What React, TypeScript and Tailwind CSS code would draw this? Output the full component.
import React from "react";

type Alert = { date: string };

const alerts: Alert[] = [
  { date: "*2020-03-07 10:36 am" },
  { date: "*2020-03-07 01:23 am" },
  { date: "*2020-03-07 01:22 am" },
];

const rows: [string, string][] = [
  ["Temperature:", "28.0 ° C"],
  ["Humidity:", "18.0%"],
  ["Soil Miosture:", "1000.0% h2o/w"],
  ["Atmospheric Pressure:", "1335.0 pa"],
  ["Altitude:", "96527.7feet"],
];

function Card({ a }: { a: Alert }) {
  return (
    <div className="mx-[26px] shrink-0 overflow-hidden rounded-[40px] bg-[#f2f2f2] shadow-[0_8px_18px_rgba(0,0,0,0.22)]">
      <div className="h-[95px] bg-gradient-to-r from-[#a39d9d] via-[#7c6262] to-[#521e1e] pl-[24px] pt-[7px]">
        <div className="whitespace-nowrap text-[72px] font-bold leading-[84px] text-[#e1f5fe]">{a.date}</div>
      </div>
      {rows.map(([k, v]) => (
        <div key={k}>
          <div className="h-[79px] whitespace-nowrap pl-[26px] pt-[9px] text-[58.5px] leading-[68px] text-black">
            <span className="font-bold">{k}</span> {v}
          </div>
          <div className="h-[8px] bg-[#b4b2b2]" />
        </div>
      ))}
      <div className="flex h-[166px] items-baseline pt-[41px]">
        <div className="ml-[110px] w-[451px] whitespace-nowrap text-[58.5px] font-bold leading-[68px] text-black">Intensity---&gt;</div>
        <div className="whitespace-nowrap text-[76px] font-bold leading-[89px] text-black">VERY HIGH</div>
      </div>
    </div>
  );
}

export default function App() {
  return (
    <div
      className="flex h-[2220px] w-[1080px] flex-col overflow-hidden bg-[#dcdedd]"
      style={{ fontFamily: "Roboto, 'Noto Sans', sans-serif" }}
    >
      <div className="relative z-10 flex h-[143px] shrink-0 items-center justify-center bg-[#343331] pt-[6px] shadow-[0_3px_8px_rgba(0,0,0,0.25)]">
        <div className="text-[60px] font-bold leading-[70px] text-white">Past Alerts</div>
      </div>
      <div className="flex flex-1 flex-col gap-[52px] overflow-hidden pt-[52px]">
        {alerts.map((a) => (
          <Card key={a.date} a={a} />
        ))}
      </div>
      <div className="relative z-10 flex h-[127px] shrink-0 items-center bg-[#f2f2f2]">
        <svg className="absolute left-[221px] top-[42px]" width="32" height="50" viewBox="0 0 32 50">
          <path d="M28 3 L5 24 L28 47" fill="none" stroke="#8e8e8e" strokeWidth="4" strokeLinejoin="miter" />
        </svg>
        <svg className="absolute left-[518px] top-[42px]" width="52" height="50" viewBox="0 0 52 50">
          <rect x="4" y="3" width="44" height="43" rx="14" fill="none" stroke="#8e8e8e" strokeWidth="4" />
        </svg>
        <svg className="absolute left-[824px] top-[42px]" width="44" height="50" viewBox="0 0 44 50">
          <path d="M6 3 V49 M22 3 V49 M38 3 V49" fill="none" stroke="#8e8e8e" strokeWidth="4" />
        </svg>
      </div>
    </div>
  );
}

◆ **WHAT TO PRODUCE**:
Find the lines holding "React" and list every one.

◆ **ANSWER TO THIS TASK**:
What React, TypeScript and Tailwind CSS code would draw this? Output the full component.
import React from "react";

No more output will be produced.